In my opinion, two things are missing from that e-mail:

1.   Courtesy
2.   A reason for the recipient to act on his requests.

He’s asking a stranger to take the time to read his e-mail message and review the attached presentations. But there’s nary a “please” or “thank you” to be found. Instead, he instructs the recipient:

“Flip through my presentation and look at what I’ve accomplished…”

“Look over my packet…..”

And the automatic internal response of the recipient is, “Why? Why should I flip through the presentation? Why should I look over the packet? Because some stranger is telling me to?”

“I would also welcome any leads from your counterparts that you may be aware of in the industry.”

Why should the recipient forward “leads” to a stranger with whose work he is unfamiliar?

He is asking (actually, telling) a stranger to donate his one irreplaceable resource: time. And the tone of his message implies he thinks he somehow is entitled to that stranger’s time. But why should that person donate his time to him?

He also is sending unsolicited e-mail attachments to strangers, which is not a strategy likely to win him friends. Sophisticated e-mail users do not open unsolicited attachments from strangers.

Finally, he is trying to B.S. the recipient:

“As the industry evolves, consultants are becoming increasingly important to the overall station’s ability to win and have a unified sound and marketing mix.”

Excuse me? Perhaps that would score points in a high school term paper. But is he really sharing a keen insight in telling me that consultants are important to a station’s sound & performance?

“As you know, the position of producer is being discovered as a vital component to winning in this competitive market.”

It’s “being discovered”? Maybe 20 or 25 years ago.

“No longer is it just a great voice, but the ability to access information, lock into the community and correctly market the show in content.”

Again, this might earn him a B+ on a school paper. But he might as well point out that disc jockeys no longer select their own music, too; he is stating what is painfully obvious to programming professionals.

What could he have done differently?

1.   Send a short e-mail, introducing himself, explaining that he’s looking for a job, and offering to send his tape & resume.

2.  Say something to indicate he knows something about the person to whom he’s sending the e-mail.

3.   Ask what form the recipient prefers for such a package — e-mail, snail mail, etc.

4.   Drop all the B.S. phrases and, instead, writing plainly, simply and honestly.

5.   Say “please” and “thank you” where appropriate.

Comments on this entry are closed.

  • Dave Savage June 3, 2010, 3:02 am

    Agree with all you’ve said, Dan. Another thing he forgot is that successful radio stations are entertaining and he is not. At about half way through the first paragraph if I hadn’t jumped to where you started parsing it, I would have been asleep. Entertain me, Brutha. Entertain me.

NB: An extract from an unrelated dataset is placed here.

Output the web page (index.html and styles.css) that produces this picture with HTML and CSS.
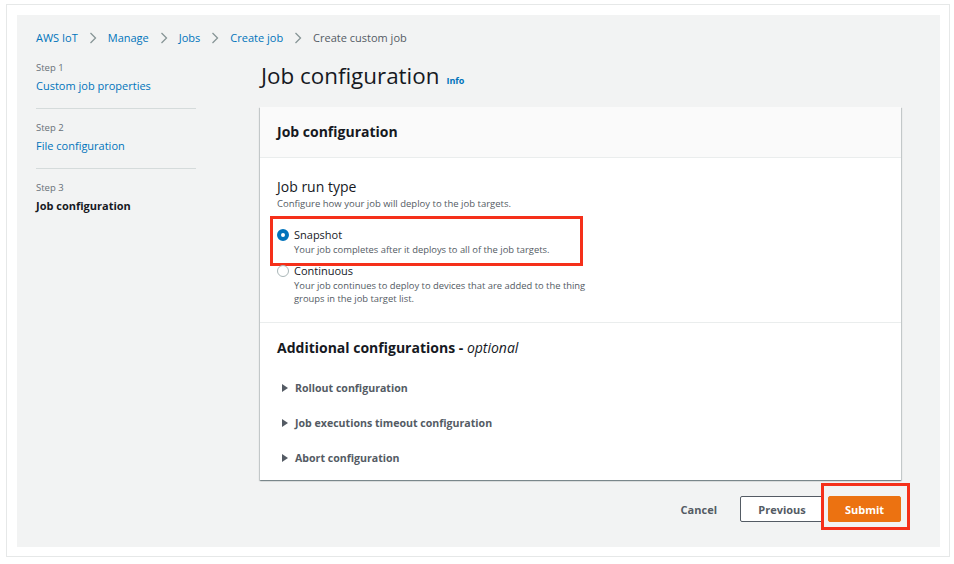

  • Chris Wienk June 3, 2010, 3:55 am

    Dave is right! I fell asleep reading that email. Yikes! No wonder I didn’t get those first ten jobs I applied for back in my opening days in radio.

    Impress me less with jargon and BS, and more with your direct language and some understanding that you have asked for some of my time to consider you.

    Thank you, Dan! Love the posts! Keep on rocking!

  • Bill McKubby June 3, 2010, 7:21 am

    I think when people get into lengthy long explanations about themselves and their situation when pursuing a job they come across as a little too desperate. If your talented and have the goods, be confident. Brevity says your confident. The best airchecks are when your confident and in your audio you can tell your having a good time and enjoying your present gig.

  • Brian Nicholas June 3, 2010, 7:44 am

    Thank you for pointing out the biggest thing missing from that e-mail. Professional courtesy. It amazes me that people forget to say please and thank you. The sender is asking someone to give up their valuable time to listen to you. The VERY least you should offer is a thank you.

    This reads like a boring form email that this guy has sent to hundreds of other people.

    Finally, if the sender is such a slick producer. Why the lengthy email? Why do you need to offer a laundry list of the big names you’ve worked for. Let your work speak for itself. If the people on your reel are that big, the listener will probably recognize their voice.

  • Crystal Darche June 3, 2010, 10:44 am

    I’m still confused as to whether he wants a job as a consultant, or as a producer! Great example of what NOT to do, Dan!

  • Roger Bernier June 3, 2010, 5:06 pm

    I’d like to hear his TAPE. Unfortunately I have nothing with which to play it on!!!

  • J. Christopher Dunn June 5, 2010, 3:15 pm

    Entitlement. It’s a generation thing. Manners are thing of the past and this is a clear example. Saying please or thank you is not an edgy, hip thing to do. He told you what he wanted instead of asking. That is so BOLD! Ha!

    “Thank you” for sharing.
    -JCD

  • Robin Solis (Bobbie West) June 8, 2010, 2:28 pm

    It really truly sounds as if the writer used that B*llsh*t generator from the Web. Nah, like Chris said I tried the “assumptive approach” once and got myself thrown out of the offices of *YUU (really diguised it there!). And yes, I do see that using that approach makes an Ass out of ump and tive.